_Given task_: Determine the number of lines holding the word "React"; answer with that number only.

=== Data excerpt ===

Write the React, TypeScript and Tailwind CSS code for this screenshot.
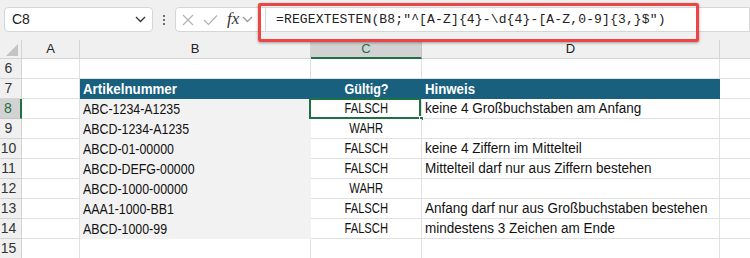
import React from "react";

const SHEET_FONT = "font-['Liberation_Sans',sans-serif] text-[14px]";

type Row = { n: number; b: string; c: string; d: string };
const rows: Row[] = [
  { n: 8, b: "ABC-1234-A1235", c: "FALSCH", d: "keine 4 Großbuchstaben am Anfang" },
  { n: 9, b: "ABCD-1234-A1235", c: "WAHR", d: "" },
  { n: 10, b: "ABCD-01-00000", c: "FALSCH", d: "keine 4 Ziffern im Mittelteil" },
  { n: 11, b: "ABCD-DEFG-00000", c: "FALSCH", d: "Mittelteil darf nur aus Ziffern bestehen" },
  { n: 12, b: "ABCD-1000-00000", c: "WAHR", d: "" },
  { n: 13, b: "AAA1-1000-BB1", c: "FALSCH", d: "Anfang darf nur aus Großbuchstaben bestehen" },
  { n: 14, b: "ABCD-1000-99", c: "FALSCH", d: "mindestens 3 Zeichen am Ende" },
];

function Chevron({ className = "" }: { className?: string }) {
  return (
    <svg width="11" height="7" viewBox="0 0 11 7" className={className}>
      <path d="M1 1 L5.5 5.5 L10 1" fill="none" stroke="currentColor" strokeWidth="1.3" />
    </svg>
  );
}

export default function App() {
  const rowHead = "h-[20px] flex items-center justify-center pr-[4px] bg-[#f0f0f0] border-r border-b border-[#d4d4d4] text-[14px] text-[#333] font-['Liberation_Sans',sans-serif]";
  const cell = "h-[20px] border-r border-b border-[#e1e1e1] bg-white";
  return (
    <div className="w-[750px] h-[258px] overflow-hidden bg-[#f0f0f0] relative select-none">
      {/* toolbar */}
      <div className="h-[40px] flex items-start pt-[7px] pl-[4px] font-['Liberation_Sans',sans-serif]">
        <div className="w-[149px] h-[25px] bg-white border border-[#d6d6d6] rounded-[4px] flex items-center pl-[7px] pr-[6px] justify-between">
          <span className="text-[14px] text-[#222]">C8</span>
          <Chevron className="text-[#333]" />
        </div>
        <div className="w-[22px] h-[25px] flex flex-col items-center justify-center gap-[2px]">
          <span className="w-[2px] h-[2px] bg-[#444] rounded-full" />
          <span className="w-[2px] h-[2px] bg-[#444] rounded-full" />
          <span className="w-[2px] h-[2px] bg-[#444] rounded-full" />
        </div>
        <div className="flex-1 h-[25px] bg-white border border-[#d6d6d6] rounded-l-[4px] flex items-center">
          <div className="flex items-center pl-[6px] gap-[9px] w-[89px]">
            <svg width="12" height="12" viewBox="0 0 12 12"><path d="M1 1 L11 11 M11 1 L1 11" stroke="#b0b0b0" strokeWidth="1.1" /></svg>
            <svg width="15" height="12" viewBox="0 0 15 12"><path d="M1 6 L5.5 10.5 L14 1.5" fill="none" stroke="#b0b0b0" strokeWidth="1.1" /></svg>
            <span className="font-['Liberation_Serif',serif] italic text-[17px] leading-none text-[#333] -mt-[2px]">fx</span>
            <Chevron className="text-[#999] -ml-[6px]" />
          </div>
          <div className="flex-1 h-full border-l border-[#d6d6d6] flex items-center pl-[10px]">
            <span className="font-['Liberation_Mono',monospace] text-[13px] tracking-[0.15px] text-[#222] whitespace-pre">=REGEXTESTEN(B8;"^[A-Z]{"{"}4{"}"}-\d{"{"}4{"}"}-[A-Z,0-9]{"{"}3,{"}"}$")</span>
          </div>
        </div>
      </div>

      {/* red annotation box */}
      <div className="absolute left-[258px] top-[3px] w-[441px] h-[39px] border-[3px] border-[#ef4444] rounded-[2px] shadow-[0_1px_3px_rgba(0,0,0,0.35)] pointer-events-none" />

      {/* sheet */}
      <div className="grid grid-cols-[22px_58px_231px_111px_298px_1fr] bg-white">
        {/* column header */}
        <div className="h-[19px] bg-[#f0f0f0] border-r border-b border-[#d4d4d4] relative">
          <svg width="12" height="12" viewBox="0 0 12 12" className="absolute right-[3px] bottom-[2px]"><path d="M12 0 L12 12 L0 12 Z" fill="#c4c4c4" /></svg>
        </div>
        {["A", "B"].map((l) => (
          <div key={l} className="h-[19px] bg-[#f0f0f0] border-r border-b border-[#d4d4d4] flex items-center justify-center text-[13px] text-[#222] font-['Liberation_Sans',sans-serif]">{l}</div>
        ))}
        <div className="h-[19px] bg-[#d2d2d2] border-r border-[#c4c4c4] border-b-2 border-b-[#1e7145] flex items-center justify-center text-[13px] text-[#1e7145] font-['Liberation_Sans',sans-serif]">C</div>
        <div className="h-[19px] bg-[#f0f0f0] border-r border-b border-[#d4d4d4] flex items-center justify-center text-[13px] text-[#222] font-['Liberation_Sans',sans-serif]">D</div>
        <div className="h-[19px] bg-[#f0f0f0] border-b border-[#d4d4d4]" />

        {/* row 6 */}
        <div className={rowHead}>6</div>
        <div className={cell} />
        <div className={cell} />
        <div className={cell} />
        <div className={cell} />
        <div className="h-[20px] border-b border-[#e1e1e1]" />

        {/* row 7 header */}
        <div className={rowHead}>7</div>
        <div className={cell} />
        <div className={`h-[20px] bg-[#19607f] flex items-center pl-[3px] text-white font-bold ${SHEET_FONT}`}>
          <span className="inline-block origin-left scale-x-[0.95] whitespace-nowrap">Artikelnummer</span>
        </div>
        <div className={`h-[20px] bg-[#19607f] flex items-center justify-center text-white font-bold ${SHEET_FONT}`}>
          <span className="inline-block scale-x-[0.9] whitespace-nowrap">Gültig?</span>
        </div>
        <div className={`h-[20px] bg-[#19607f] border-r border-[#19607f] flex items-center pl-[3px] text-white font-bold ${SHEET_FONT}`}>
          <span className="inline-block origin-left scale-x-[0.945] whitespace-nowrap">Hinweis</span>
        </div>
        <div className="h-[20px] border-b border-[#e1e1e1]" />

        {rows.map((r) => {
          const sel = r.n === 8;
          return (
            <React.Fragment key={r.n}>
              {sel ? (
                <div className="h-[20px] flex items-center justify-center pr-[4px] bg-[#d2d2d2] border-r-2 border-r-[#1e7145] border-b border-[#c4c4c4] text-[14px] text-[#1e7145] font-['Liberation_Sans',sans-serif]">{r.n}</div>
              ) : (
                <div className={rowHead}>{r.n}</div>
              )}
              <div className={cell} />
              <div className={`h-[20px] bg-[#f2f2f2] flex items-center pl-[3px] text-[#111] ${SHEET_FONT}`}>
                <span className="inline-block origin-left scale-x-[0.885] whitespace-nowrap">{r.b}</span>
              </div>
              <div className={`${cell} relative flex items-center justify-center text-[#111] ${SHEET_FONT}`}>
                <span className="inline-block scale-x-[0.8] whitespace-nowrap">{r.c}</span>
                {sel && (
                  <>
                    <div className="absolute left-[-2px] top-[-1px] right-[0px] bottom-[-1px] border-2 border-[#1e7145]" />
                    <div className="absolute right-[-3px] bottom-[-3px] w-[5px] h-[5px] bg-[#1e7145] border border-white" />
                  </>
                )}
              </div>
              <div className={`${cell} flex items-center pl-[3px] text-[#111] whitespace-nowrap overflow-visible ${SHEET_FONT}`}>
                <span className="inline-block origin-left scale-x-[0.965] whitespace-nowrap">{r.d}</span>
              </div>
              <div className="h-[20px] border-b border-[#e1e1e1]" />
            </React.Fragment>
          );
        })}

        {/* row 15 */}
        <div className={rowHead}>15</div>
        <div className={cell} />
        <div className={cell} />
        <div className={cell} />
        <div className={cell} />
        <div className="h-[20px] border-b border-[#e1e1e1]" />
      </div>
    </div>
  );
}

===

_Solution for this problem_: 4